Suara.com - Peneliti Lembaga Swadaya Masyarakat (LSM) Indonesia Corruption Watch (ICW), Donal Fariz menyebut, hak angket yang diajukan oleh anggota DPR kepada Komisi Pemberantasan Korupsi (KP) sebagai sebuah bentuk premanisme politik.
Ini dikarenakan selain tidak ada yang urgent, hak angket tersebut dinilai tidak melalui mekanisme yang diatur dalam undang-undang MPR, DPR, DPD, dan DPRD atau MD3.

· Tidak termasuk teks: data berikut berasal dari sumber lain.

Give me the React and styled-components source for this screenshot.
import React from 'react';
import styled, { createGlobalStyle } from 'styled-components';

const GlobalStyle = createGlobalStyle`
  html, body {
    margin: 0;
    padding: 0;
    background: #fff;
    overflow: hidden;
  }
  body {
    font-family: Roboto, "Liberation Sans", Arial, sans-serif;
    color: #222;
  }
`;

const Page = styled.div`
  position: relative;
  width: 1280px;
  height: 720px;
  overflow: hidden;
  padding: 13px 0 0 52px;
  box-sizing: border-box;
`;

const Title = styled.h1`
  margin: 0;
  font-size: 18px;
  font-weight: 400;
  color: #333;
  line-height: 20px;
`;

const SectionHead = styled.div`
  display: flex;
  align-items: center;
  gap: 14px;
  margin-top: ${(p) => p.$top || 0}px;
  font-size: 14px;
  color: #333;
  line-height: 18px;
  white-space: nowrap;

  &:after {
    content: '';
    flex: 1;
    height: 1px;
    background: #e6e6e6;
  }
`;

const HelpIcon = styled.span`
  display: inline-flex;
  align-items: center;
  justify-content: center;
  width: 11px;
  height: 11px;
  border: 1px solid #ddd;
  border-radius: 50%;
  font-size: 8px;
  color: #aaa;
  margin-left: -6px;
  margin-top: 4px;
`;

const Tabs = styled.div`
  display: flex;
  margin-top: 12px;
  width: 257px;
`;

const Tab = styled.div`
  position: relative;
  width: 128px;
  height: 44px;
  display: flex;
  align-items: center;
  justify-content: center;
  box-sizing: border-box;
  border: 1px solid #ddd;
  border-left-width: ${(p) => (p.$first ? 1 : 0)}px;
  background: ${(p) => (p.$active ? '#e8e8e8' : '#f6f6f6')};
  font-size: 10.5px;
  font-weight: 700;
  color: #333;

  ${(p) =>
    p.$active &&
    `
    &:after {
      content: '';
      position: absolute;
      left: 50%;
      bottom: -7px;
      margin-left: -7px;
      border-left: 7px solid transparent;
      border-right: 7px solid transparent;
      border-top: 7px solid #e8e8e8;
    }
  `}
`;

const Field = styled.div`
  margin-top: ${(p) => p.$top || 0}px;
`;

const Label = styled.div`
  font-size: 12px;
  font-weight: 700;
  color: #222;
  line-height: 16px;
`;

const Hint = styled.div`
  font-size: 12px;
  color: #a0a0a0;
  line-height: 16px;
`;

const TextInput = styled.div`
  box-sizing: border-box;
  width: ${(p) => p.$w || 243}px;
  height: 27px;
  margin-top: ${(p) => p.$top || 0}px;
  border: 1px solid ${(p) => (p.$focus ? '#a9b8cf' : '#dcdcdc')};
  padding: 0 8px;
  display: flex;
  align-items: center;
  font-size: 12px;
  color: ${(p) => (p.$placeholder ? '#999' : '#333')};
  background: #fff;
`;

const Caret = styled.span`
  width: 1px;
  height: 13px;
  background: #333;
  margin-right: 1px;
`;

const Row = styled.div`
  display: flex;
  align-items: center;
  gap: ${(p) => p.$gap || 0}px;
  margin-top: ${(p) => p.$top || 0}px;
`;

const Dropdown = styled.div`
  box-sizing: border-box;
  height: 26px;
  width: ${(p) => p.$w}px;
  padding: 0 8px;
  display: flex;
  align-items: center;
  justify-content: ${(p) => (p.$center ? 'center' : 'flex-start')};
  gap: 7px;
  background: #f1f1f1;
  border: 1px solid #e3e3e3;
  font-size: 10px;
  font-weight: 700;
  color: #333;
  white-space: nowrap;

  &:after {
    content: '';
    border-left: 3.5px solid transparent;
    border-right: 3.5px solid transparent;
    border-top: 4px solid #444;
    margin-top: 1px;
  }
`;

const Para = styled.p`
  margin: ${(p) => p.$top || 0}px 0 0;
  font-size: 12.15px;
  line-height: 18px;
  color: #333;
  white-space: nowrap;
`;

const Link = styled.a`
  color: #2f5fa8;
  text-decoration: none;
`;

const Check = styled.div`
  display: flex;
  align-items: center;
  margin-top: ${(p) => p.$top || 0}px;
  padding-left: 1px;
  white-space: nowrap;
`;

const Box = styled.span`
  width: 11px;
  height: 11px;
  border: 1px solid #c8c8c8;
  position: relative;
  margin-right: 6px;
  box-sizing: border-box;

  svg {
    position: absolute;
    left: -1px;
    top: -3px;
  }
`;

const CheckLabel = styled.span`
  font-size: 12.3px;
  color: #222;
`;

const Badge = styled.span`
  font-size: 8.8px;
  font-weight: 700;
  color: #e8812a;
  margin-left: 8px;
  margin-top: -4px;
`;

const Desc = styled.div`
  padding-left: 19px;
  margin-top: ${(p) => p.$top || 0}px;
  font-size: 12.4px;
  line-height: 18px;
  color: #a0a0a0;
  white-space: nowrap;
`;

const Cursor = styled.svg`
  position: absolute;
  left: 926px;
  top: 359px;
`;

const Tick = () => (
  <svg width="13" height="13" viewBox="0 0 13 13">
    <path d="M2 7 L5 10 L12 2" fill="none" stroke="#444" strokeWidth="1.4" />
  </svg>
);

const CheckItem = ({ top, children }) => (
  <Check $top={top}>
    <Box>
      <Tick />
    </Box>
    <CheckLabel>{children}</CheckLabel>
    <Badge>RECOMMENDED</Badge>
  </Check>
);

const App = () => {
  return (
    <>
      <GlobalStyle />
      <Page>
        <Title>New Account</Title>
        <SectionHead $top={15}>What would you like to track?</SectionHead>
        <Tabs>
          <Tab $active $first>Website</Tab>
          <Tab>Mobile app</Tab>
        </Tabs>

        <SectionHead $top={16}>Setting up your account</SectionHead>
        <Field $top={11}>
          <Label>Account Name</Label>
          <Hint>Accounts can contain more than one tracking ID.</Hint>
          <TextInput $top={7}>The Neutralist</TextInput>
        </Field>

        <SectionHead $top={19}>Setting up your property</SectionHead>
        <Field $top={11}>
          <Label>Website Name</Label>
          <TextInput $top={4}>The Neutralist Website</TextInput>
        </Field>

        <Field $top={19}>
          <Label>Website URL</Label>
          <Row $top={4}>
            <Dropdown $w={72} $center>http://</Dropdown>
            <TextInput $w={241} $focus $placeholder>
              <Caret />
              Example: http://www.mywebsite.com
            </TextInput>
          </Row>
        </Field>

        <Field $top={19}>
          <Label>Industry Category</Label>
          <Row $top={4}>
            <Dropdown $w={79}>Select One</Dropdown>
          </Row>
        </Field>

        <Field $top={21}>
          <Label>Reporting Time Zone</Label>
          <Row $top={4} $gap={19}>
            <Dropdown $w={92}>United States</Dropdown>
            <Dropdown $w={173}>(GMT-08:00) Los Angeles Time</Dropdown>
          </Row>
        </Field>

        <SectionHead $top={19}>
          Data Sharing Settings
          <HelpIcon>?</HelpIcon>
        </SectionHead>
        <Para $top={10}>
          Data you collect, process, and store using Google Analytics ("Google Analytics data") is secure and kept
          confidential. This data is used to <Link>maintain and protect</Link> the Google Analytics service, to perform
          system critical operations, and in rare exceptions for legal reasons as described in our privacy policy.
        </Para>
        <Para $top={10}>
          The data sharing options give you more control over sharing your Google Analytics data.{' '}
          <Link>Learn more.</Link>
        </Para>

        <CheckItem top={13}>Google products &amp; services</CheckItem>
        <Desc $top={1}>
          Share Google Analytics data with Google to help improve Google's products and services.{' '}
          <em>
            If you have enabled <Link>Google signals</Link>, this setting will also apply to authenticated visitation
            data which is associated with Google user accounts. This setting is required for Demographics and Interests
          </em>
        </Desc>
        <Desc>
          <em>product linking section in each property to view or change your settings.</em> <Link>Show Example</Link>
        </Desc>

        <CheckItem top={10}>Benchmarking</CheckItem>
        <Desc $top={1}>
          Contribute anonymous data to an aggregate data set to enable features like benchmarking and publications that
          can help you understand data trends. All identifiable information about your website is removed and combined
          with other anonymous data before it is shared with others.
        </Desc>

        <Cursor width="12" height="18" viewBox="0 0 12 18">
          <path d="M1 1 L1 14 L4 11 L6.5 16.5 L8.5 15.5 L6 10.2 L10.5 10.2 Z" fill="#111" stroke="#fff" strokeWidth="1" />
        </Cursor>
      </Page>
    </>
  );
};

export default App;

"Berapa sih anggota DPR yang hadir kemarin saat paripurna dan setuju hak nagket? Pasti nggak tahu kan, karena tidak dihitung. Saya kira ini bentuk serangan, teror dan premanisme kpada KPK," katanya dalam diskusi bertajuk 'Meriam DPR untuk KPK' di Warung Daun, Cikini, Jakarta Pusat, Sabtu (6/5/2017).
Menurut Donal, ada dua model premanisme. Ada premanisme fisik, yang dilakukan secara langsung dengan menyerang fisik seseorang. Dia mengambil contoh peristiwa siraman air keras teehadap penyidik senior KPK, Novel Baswedan.

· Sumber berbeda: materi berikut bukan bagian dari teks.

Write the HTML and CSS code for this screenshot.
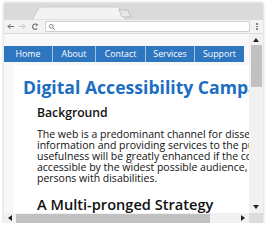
FILE: index.html
```
<!DOCTYPE html>
<html>
<head>
<meta charset="utf-8">
<link rel="stylesheet" href="styles.css">
</head>
<body>
<div class="window">
  <div class="tabstrip">
    <svg class="tabs" width="259" height="17" viewBox="0 0 259 17">
      <path d="M28 17 L35 5 Q36 4 38 4 L112 4 Q114 4 115 5 L122 17 Z" fill="#f3f3f3" stroke="#c4c4c4" stroke-width="0.8"/>
      <path d="M115 7 L124 7 L127 14 L118 14 Z" fill="#e6e6e6" stroke="#b8b8b8" stroke-width="0.8"/>
    </svg>
  </div>
  <div class="toolbar">
    <svg class="nav-icons" width="40" height="13" viewBox="0 0 40 13">
      <path d="M4 6.5 H10 M4 6.5 L6.5 4 M4 6.5 L6.5 9" stroke="#6a6a6a" stroke-width="1" fill="none"/>
      <path d="M15 6.5 H21 M21 6.5 L18.5 4 M21 6.5 L18.5 9" stroke="#c8c8c8" stroke-width="1" fill="none"/>
      <path d="M33.2 5 A2.6 2.6 0 1 0 33 8.5" stroke="#6a6a6a" stroke-width="1.1" fill="none"/>
      <path d="M32 3.6 L34 4.8 L32.4 6.4 Z" fill="#6a6a6a"/>
    </svg>
    <div class="address">
      <svg width="8" height="8" viewBox="0 0 8 8"><circle cx="3.3" cy="3.3" r="1.9" stroke="#777" stroke-width="0.9" fill="none"/><path d="M4.7 4.7 L6.6 6.6" stroke="#777" stroke-width="1"/></svg>
    </div>
    <div class="menu"><i></i><i></i><i></i></div>
  </div>
  <div class="viewport">
    <div class="page">
      <nav class="topnav">
        <a>Home</a><a>About</a><a>Contact</a><a>Services</a><a>Support</a>
      </nav>
      <main class="content">
        <h1>Digital Accessibility Campaign</h1>
        <h3>Background</h3>
        <p>The web is a predominant channel for disseminating information and providing services to the public. Its usefulness will be greatly enhanced if the content is accessible by the widest possible audience, including persons with disabilities.</p>
        <h2>A Multi-pronged Strategy</h2>
      </main>
    </div>
    <div class="vscroll">
      <span class="arrow up"></span>
      <span class="vthumb"></span>
      <span class="arrow down"></span>
    </div>
    <div class="hscroll">
      <span class="arrow left"></span>
      <span class="hthumb"></span>
      <span class="arrow right"></span>
    </div>
    <div class="corner"></div>
  </div>
</div>
</body>
</html>
```
FILE: styles.css
```
html, body {
  margin: 0;
  padding: 0;
  background: #ffffff;
}
body {
  padding: 3px 0 0 4px;
  font-family: "Open Sans", "Liberation Sans", sans-serif;
}
.window {
  width: 259px;
  height: 220px;
  display: flex;
  flex-direction: column;
  background: #f3f3f3;
  box-shadow: 0 0 3px rgba(0,0,0,0.25);
  overflow: hidden;
}
.tabstrip {
  height: 17px;
  background: #dadada;
  flex: none;
}
.tabs { display: block; }
.toolbar {
  height: 13px;
  flex: none;
  display: flex;
  align-items: center;
  background: #f3f3f3;
  border-bottom: 1px solid #dcdcdc;
}
.nav-icons { display: block; flex: none; }
.address {
  margin-left: 1px;
  width: 201px;
  height: 9px;
  background: #fff;
  border: 1px solid #cfcfcf;
  border-radius: 1px;
  display: flex;
  align-items: center;
  padding-left: 2px;
}
.address svg { display: block; }
.menu {
  margin-left: 6px;
  display: flex;
  flex-direction: column;
  gap: 1px;
}
.menu i {
  display: block;
  width: 1.5px;
  height: 1.5px;
  background: #888;
}
.viewport {
  flex: 1;
  display: grid;
  grid-template-columns: 1fr 14px;
  grid-template-rows: 1fr 10px;
  min-height: 0;
  background: #fff;
}
.page {
  overflow: hidden;
  background: #f8f8f8;
  padding-top: 12px;
  min-width: 0;
}
.topnav {
  display: grid;
  grid-template-columns: 49px 43px 50px 49px 49px;
  height: 16px;
  width: 240px;
  background: #2f76c1;
  overflow: hidden;
}
.topnav a {
  display: flex;
  align-items: center;
  justify-content: center;
  color: #fff;
  font-size: 8.8px;
  border-right: 1px solid rgba(255,255,255,0.55);
  white-space: nowrap;
}
.topnav a:last-child { border-right: none; }
.content {
  margin: 3px 0 0 10px;
  width: 330px;
  background: #fff;
  padding: 11px 0 0 9px;
  color: #111;
}
.content h1 {
  margin: 0;
  color: #1b6ec2;
  font-size: 17.6px;
  line-height: 22px;
  font-weight: 700;
  white-space: nowrap;
}
.content h3 {
  margin: 6px 0 0 14px;
  font-size: 12.2px;
  line-height: 17px;
  font-weight: 600;
  white-space: nowrap;
}
.content p {
  margin: 8px 0 0 14px;
  width: 278px;
  font-size: 10.5px;
  line-height: 11px;
}
.content h2 {
  margin: 11px 0 0 14px;
  font-size: 14.6px;
  line-height: 18px;
  font-weight: 600;
  white-space: nowrap;
}
.vscroll {
  background: #f1f1f1;
  display: flex;
  flex-direction: column;
  align-items: center;
}
.vthumb {
  width: 11px;
  height: 42px;
  background: #c1c1c1;
  margin-top: 3px;
}
.arrow {
  width: 0;
  height: 0;
  border: 3px solid transparent;
}
.arrow.up { border-bottom: 4px solid #222; border-top: none; margin-top: 4px; }
.arrow.down { border-top: 4px solid #222; border-bottom: none; margin-top: auto; margin-bottom: 4px; }
.hscroll {
  background: #f1f1f1;
  display: flex;
  align-items: center;
}
.arrow.left { border-right: 4px solid #222; border-left: none; margin-left: 4px; }
.arrow.right { border-left: 4px solid #222; border-right: none; margin-left: auto; margin-right: 4px; }
.hthumb {
  width: 194px;
  height: 9px;
  background: #c1c1c1;
  margin-left: 4px;
}
.corner { background: #dcdcdc; }
```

"Ada yang kirim nota keberatan ke Presiden, tapi nggak jadi. Dan hak angket itu kemarin sebagai bentuk premanisme politik, untung Pak SBY bukan preman sehingga bisa mengerem kadernya untuk setujui angket kepada KPK itu," terangnya.
Menurut Donal, berdasarkan dokumen yang didapatnya dari hasil sidang paripurna, hanya ada 16 orang anggota DPR yang menyetujui angket terhadap KPK. Padahal, menurut Undang-undang MD3 paling sedikitnya disetujui oleh 25 orang.
"Syaratnya tidak terpenuhi. Kalau kita baca Pasal 199 UU MD3, diusulakn 25 orang. Cukup tidak 25 orang itu yang usulkan?," tanyanya.
Diketahui, Fahri Hamzah selaku Wakil Ketua DPR RI yang memimpin sidang paripurna saat itu mengesahkan bahwa hak angket terhadap KPK digunakan. Padahal, saat itu, masih banyak anggota DPR yang ingin mengajukan interupsi, karena keberatan dengan hal tersebut.